Social Security provides retirement income for millions of Americans, but there's a lot more to the program than many people think. From the calculation of benefits to the application process, here are seven of the most important things you should know and understand about Social Security before you retire.

1. How benefits are calculated

The Social Security formula can be a little complicated, but here's the short version. The Social Security Administration looks at all of your lifetime earnings, up to each year's Social Security maximum, and adjusts them for inflation. Your 35 highest-earning years are then averaged together and are divided by 12 to produce your average indexed monthly earnings, or AIME.

Social Security card in money stack.

Image source: Getty Images.

This figure is then applied to the benefits calculation formula -- which changes with inflation each year -- to produce your initial monthly benefit at full retirement age. This is also known as your primary insurance amount, or PIA.

2. What is full retirement age?

Full retirement age for Social Security is 67 years old for people born in 1960 or later. It is two months earlier for each birth year before 1960 and is 66 years old for people born in 1954 or earlier.

3. The effects of early (or late) retirement

Most people don't start collecting Social Security at exactly their full retirement age. Americans who qualify can choose to start their benefits as early as 62 or as late as 70. Depending on your claiming age, here's how it could impact your benefit.

  • The benefit is permanently reduced by 6.67% per year for each year you claim before FRA, up to three years early.
  • It is further reduced by 5% per year beyond three years before FRA.
  • The benefit is permanently increased by 8% per year beyond full retirement age, until as late as age 70.

So if your full retirement age is 67, this means that if you claim as early as possible (age 62), you're facing a 30% permanent reduction in benefits. By waiting as long as possible (age 70), you'll get a 24% higher benefit than you otherwise would.

4. How to get an estimate of your benefit

Because it's based on 35 years of work, it's impossible to predict your future Social Security benefit with complete accuracy if you're still years away from retirement.

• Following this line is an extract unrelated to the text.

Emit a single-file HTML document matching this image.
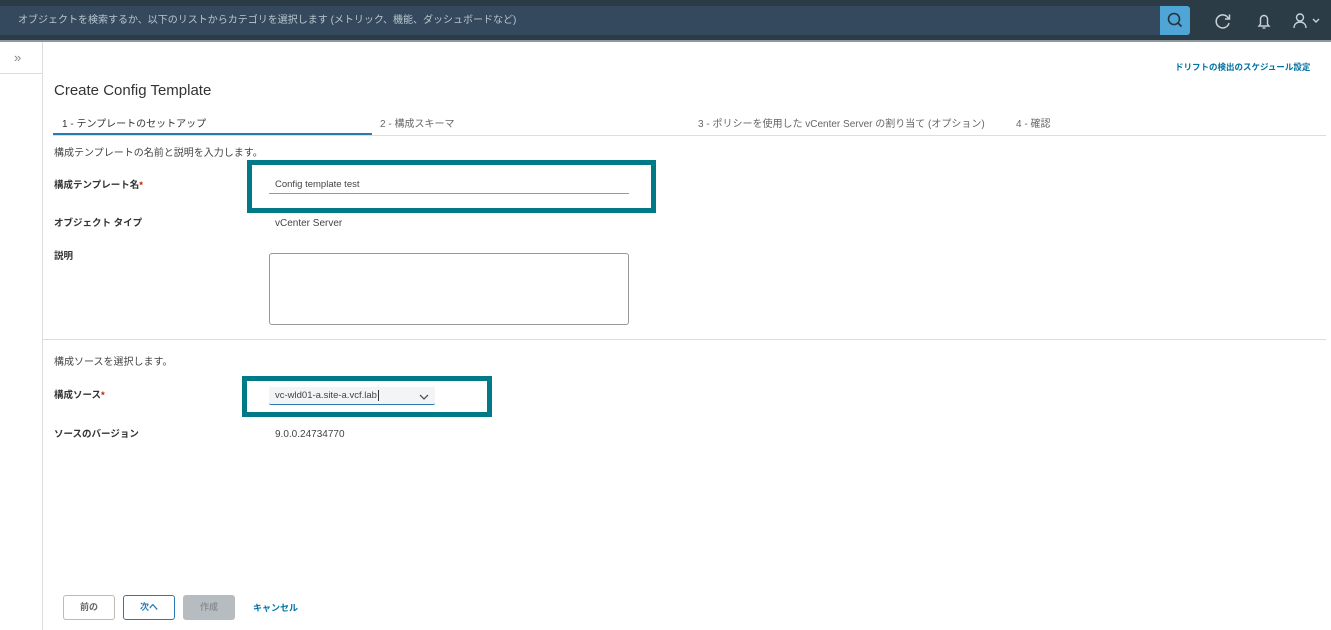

However, you can get an estimate based on your actual work history on your annual Social Security statement.

The easiest way to get yours is to create an account on SSA.gov if you haven't already. You can access your statements there.

5. Spousal and survivor benefits

There's more to Social Security than benefits for retired workers. Two programs in particular retirees should understand are spousal and survivor benefits.

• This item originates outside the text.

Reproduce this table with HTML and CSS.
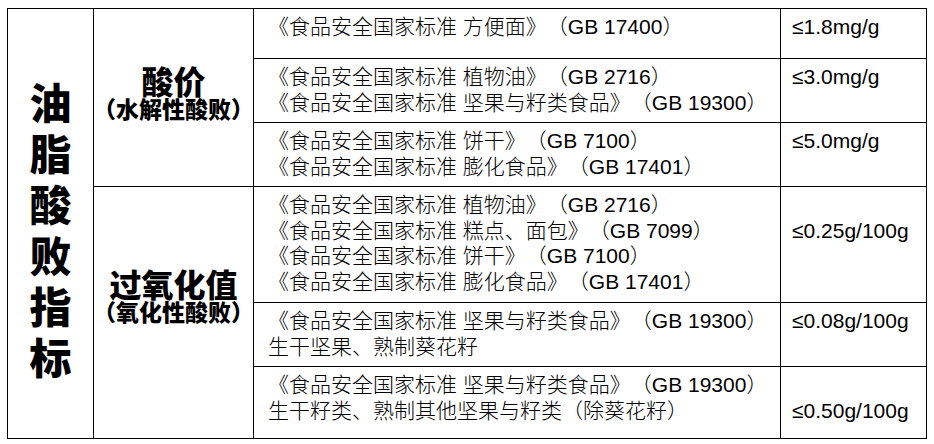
FILE: index.html
```html
<!DOCTYPE html>
<html lang="zh">
<head>
<meta charset="utf-8">
<title>油脂酸败指标</title>
<link rel="stylesheet" href="styles.css">
</head>
<body>
<div class="sheet">
  <div class="cell title"><div class="title-text">油脂酸败指标</div></div>
  <div class="cell group group-acid">
    <div class="group-name">酸价</div>
    <div class="group-sub"><span class="pl">（</span>水解性酸败<span class="pr">）</span></div>
  </div>
  <div class="cell group group-perox">
    <div class="group-name">过氧化值</div>
    <div class="group-sub"><span class="pl">（</span>氧化性酸败<span class="pr">）</span></div>
  </div>

  <div class="cell std">《食品安全国家标准 方便面》（GB 17400）</div>
  <div class="cell val">≤1.8mg/g</div>

  <div class="cell std">《食品安全国家标准 植物油》（GB 2716）<br>《食品安全国家标准 坚果与籽类食品》（GB 19300）</div>
  <div class="cell val">≤3.0mg/g</div>

  <div class="cell std">《食品安全国家标准 饼干》（GB 7100）<br>《食品安全国家标准 膨化食品》（GB 17401）</div>
  <div class="cell val">≤5.0mg/g</div>

  <div class="cell std">《食品安全国家标准 植物油》（GB 2716）<br>《食品安全国家标准 糕点、面包》（GB 7099）<br>《食品安全国家标准 饼干》（GB 7100）<br>《食品安全国家标准 膨化食品》（GB 17401）</div>
  <div class="cell val val-low">≤0.25g/100g</div>

  <div class="cell std">《食品安全国家标准 坚果与籽类食品》（GB 19300）<br>生干坚果、熟制葵花籽</div>
  <div class="cell val">≤0.08g/100g</div>

  <div class="cell std">《食品安全国家标准 坚果与籽类食品》（GB 19300）<br>生干籽类、熟制其他坚果与籽类（除葵花籽）</div>
  <div class="cell val val-low">≤0.50g/100g</div>
</div>
</body>
</html>
```

FILE: styles.css
```css
html, body {
  margin: 0;
  padding: 0;
  background: #ffffff;
}

.sheet {
  margin: 8px 0 0 7px;
  display: grid;
  grid-template-columns: 86px 160px 527px 146px;
  grid-template-rows: 50px 64px 64px 116px 64px 72px;
  width: max-content;
  border-top: 1px solid #000;
  border-left: 1px solid #000;
  color: #000;
  text-spacing-trim: space-all;
}

.cell {
  border-right: 1px solid #000;
  border-bottom: 1px solid #000;
  box-sizing: border-box;
  min-width: 0;
}

.title {
  grid-column: 1;
  grid-row: 1 / 7;
  display: flex;
  align-items: center;
  justify-content: center;
  padding-top: 8px;
}

.title-text {
  width: 1em;
  font-family: "Noto Sans CJK SC", sans-serif;
  font-weight: 900;
  font-size: 42px;
  line-height: 51px;
  text-align: center;
}

.group {
  grid-column: 2;
  display: flex;
  flex-direction: column;
  align-items: center;
  justify-content: center;
  font-family: "Noto Sans CJK SC", sans-serif;
  font-weight: 900;
  text-align: center;
}

.group-acid {
  grid-row: 1 / 4;
  padding-bottom: 11px;
}

.group-perox {
  grid-row: 4 / 7;
  padding-bottom: 35px;
}

.group-name {
  font-size: 32px;
  line-height: 32px;
}

.group-sub {
  font-size: 23px;
  line-height: 24px;
  white-space: nowrap;
}

.pl {
  margin-left: -0.45em;
}

.pr {
  margin-right: -0.45em;
}

.std {
  grid-column: 3;
  padding: 5px 0 0 14px;
  font-family: "Liberation Sans", "Noto Sans CJK SC", sans-serif;
  font-weight: 300;
  font-size: 21px;
  line-height: 25.5px;
  white-space: nowrap;
}

.val {
  grid-column: 4;
  padding: 5px 0 0 11px;
  font-family: "Liberation Sans", "Noto Sans CJK SC", sans-serif;
  font-size: 21px;
  line-height: 25.5px;
  white-space: nowrap;
}

.val-low {
  padding-top: 30.5px;
}
```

Spousal benefits are designed to provide retirement income in situations where one spouse in a married couple either didn't work or earned a disproportionately low income. A spousal benefit can be as high as half of the primary earner's full retirement benefit.

Survivor benefits are designed to provide income to your family if you die before your spouse or young children.

6. When to apply

You can apply for Social Security retirement benefits up to four months before you want to start receiving them, and it's a good idea to do it as soon as possible to avoid any delays. The easiest way to apply is online, which can be done in just a few minutes, but you can also apply by phone or at your local Social Security office.

7. When you'll actually get paid

Finally, one thing retirees are often surprised to learn is that Social Security benefits are paid one month in arrears. In other words, this means that if you start collecting Social Security in January, you won't receive the payment for that month until February. Once you start receiving payments, it will be on a monthly cadence and this won't matter much – but it can be important when you're trying to decide the best time to apply for and start collecting your benefit.